» **Task statement**:
Make an exact copy, from the records below, of the lines from the line containing "Convert this screenshot to HTML." to the line containing "</style></head><body>", both lines included, excluding pictures.
=======
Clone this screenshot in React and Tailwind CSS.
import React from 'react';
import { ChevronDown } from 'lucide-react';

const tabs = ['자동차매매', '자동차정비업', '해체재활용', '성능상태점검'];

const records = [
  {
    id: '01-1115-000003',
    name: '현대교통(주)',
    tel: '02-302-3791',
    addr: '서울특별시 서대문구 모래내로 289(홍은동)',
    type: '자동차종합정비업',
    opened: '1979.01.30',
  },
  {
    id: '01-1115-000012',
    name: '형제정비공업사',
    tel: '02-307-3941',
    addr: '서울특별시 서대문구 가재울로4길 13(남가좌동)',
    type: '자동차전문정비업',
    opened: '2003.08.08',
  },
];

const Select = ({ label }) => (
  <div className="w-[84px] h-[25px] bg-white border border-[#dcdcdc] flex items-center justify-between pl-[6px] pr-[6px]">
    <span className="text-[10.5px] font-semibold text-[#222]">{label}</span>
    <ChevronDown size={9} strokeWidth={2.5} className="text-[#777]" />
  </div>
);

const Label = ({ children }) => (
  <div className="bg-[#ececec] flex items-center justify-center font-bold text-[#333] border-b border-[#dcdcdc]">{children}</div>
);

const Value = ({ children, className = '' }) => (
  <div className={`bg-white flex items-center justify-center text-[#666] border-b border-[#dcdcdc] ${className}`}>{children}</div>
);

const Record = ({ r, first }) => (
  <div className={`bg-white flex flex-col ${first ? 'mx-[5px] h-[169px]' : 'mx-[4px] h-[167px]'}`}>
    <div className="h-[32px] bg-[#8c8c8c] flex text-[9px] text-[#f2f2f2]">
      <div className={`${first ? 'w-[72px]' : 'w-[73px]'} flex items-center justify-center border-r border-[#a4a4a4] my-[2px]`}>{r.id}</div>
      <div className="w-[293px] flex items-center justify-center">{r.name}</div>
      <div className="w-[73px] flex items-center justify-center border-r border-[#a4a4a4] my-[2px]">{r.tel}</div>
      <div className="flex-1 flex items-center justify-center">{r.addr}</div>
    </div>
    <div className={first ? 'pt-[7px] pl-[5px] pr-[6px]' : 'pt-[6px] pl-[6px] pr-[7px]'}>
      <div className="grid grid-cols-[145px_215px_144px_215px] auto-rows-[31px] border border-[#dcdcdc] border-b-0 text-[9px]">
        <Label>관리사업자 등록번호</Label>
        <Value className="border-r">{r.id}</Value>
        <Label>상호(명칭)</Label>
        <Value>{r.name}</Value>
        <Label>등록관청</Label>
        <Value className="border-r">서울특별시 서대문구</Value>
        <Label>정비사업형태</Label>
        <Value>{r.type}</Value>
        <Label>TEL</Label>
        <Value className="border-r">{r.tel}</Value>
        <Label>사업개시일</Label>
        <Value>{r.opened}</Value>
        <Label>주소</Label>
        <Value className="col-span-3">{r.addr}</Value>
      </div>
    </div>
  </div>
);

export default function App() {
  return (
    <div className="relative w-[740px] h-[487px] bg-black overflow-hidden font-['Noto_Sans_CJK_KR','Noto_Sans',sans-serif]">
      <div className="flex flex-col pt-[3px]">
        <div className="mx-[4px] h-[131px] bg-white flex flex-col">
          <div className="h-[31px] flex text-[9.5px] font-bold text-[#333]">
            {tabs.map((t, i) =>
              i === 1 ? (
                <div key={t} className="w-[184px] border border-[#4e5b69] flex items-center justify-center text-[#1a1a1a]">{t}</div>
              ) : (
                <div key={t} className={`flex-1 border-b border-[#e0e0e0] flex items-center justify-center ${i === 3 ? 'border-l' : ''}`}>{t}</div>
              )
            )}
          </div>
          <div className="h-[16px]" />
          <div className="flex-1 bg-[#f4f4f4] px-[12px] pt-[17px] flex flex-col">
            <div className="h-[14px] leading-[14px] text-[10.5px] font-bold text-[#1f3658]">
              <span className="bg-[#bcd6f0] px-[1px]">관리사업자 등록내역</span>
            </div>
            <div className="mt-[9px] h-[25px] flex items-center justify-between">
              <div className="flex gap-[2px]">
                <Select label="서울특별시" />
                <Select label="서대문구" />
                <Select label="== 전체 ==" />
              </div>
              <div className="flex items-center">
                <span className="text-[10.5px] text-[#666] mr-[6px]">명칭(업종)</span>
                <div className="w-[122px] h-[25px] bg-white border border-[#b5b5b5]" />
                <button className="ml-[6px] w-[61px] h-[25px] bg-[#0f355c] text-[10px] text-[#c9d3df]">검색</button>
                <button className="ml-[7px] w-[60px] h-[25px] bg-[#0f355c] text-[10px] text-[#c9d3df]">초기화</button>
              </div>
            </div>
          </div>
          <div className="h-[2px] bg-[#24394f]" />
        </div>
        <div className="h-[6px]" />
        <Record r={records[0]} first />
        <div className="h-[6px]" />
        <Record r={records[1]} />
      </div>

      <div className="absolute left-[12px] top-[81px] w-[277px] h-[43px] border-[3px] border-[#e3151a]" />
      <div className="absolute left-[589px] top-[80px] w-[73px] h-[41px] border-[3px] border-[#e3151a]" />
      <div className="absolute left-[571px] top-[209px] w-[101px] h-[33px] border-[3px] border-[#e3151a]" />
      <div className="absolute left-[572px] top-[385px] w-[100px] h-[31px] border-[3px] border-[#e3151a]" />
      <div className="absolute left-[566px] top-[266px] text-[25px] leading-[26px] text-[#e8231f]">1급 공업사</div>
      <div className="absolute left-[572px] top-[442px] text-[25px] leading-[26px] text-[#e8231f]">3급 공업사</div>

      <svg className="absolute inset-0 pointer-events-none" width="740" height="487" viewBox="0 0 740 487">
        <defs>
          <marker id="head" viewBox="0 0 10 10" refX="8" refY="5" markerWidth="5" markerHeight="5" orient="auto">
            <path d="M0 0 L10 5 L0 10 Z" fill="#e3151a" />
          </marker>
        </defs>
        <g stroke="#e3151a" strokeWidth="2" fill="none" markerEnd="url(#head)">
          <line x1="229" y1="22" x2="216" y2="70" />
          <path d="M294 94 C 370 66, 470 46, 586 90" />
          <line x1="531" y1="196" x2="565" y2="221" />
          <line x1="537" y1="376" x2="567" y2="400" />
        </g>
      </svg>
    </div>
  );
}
=======
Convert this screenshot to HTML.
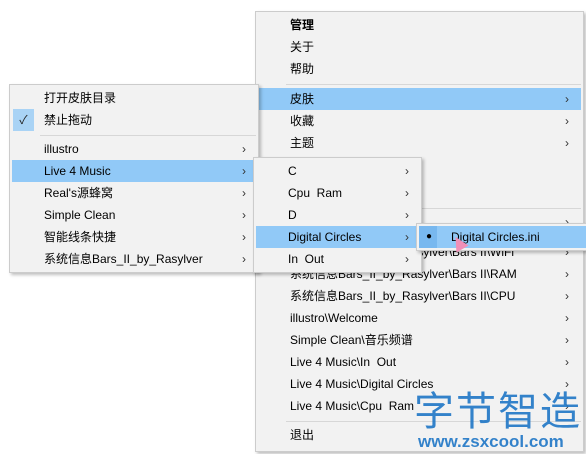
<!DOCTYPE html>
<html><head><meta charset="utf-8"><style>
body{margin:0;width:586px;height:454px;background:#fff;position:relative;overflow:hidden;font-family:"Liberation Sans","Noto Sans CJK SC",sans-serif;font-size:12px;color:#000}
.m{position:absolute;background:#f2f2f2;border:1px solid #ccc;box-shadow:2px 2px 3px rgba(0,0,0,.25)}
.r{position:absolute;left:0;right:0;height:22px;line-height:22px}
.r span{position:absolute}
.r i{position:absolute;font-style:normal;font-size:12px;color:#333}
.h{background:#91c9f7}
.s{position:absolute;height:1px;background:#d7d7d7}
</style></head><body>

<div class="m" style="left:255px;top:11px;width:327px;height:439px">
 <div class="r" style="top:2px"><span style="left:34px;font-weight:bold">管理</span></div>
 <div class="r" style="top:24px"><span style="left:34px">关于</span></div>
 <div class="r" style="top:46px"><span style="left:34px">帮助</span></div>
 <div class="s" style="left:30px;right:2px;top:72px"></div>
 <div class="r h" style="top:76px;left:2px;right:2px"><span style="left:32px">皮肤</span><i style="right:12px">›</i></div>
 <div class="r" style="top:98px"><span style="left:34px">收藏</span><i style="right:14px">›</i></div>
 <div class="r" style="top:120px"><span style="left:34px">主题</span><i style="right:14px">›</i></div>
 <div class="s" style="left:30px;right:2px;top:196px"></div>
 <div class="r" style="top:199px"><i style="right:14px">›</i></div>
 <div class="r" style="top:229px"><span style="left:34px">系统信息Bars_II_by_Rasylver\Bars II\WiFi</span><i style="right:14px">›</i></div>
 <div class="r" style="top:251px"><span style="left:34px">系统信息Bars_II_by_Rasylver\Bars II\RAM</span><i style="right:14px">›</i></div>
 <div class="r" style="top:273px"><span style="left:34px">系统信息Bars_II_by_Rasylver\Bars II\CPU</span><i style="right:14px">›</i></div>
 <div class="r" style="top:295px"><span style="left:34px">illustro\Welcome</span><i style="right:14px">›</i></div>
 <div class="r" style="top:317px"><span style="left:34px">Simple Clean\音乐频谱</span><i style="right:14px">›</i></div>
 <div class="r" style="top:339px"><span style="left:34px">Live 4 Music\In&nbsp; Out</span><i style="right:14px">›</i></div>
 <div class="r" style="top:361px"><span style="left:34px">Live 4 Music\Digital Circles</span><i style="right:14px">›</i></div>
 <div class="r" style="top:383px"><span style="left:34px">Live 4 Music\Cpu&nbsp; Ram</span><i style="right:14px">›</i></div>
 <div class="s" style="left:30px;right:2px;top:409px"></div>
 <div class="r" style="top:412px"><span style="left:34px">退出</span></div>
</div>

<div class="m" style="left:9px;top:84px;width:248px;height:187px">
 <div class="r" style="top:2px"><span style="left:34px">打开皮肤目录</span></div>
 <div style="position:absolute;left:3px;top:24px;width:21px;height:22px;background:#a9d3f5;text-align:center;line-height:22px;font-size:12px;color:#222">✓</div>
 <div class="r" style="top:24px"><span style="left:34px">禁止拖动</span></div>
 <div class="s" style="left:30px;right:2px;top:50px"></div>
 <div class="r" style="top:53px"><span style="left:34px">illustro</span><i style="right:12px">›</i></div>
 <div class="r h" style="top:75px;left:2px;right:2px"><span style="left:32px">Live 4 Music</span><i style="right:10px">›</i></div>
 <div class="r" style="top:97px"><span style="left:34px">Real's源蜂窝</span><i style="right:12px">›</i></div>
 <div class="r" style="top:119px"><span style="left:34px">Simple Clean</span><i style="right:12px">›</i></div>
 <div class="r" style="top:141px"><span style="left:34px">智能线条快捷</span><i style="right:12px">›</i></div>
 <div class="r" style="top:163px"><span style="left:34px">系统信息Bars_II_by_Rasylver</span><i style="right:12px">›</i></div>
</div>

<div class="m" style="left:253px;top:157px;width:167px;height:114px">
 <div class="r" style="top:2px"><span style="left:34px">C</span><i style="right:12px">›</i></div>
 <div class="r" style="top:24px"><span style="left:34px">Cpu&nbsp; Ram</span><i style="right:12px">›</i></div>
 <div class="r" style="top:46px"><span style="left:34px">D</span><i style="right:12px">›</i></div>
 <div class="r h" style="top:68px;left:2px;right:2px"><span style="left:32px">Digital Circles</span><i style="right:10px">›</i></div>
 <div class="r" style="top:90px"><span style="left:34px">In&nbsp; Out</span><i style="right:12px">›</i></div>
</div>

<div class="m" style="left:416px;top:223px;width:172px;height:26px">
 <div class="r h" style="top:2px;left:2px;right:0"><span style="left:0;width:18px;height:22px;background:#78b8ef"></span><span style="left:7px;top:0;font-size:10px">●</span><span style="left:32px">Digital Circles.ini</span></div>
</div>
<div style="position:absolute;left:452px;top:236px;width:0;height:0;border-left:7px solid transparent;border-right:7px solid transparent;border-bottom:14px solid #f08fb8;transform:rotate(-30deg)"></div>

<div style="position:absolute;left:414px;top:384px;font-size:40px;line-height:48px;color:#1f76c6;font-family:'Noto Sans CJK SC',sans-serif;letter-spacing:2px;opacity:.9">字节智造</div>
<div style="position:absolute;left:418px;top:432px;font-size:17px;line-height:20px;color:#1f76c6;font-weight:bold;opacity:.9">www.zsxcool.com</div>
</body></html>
=======
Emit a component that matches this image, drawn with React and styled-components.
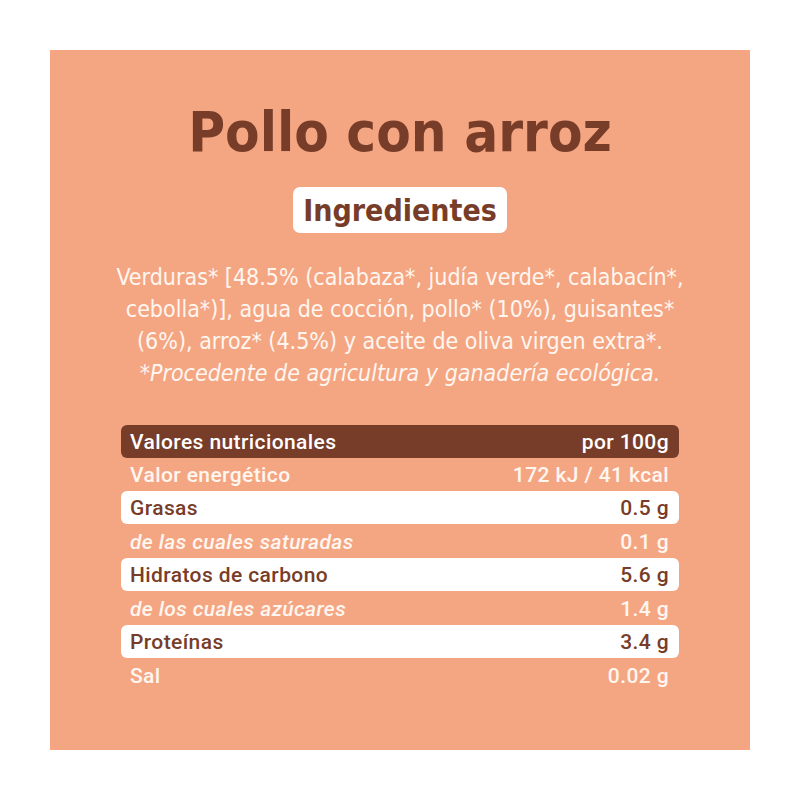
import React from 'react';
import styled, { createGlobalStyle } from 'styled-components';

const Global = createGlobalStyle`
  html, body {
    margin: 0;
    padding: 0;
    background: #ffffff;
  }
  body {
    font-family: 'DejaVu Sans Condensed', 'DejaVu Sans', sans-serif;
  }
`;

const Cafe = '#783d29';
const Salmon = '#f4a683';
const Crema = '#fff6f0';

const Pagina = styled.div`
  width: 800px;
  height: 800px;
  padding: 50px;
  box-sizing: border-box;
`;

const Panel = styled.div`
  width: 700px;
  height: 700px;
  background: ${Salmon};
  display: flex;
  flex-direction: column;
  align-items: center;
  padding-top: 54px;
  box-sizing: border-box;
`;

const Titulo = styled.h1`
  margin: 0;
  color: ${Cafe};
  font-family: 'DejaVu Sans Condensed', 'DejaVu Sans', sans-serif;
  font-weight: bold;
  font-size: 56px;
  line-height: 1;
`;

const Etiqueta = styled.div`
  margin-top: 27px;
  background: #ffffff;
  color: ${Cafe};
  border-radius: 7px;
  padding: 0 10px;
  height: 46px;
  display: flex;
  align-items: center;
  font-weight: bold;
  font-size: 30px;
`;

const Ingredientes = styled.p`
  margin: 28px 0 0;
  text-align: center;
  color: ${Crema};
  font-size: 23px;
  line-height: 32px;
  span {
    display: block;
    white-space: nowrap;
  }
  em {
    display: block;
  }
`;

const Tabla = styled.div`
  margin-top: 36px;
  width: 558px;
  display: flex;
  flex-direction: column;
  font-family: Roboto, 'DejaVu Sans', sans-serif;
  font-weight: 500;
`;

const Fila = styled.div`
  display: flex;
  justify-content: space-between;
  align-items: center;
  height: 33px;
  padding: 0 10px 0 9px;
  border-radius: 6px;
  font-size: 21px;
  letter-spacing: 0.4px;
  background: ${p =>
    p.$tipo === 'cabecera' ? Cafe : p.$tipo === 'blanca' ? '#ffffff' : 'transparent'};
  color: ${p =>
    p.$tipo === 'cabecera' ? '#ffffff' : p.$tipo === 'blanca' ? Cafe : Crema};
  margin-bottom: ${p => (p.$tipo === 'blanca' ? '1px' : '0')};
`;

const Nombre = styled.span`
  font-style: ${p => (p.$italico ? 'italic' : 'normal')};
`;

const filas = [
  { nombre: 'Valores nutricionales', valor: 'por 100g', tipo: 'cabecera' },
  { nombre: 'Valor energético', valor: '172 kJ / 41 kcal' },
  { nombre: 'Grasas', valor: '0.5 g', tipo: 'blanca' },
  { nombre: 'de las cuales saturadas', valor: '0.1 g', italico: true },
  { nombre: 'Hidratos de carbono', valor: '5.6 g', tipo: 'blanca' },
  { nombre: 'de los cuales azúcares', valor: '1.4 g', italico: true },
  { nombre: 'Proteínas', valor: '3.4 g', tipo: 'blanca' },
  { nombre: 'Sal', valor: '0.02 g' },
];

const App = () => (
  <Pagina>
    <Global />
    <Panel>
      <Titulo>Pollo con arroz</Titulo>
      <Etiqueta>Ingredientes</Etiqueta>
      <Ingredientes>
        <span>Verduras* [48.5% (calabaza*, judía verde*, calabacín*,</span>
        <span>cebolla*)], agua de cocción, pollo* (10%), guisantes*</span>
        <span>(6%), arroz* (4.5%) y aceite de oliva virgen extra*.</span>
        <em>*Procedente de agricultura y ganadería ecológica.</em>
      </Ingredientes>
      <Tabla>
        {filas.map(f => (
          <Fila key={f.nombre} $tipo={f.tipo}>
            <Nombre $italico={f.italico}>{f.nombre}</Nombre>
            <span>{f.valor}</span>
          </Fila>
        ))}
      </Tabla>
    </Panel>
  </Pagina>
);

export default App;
=======
» **Exercise solution**:
Convert this screenshot to HTML.
<!DOCTYPE html>
<html><head><meta charset="utf-8"><style>
body{margin:0;width:586px;height:454px;background:#fff;position:relative;overflow:hidden;font-family:"Liberation Sans","Noto Sans CJK SC",sans-serif;font-size:12px;color:#000}
.m{position:absolute;background:#f2f2f2;border:1px solid #ccc;box-shadow:2px 2px 3px rgba(0,0,0,.25)}
.r{position:absolute;left:0;right:0;height:22px;line-height:22px}
.r span{position:absolute}
.r i{position:absolute;font-style:normal;font-size:12px;color:#333}
.h{background:#91c9f7}
.s{position:absolute;height:1px;background:#d7d7d7}
</style></head><body>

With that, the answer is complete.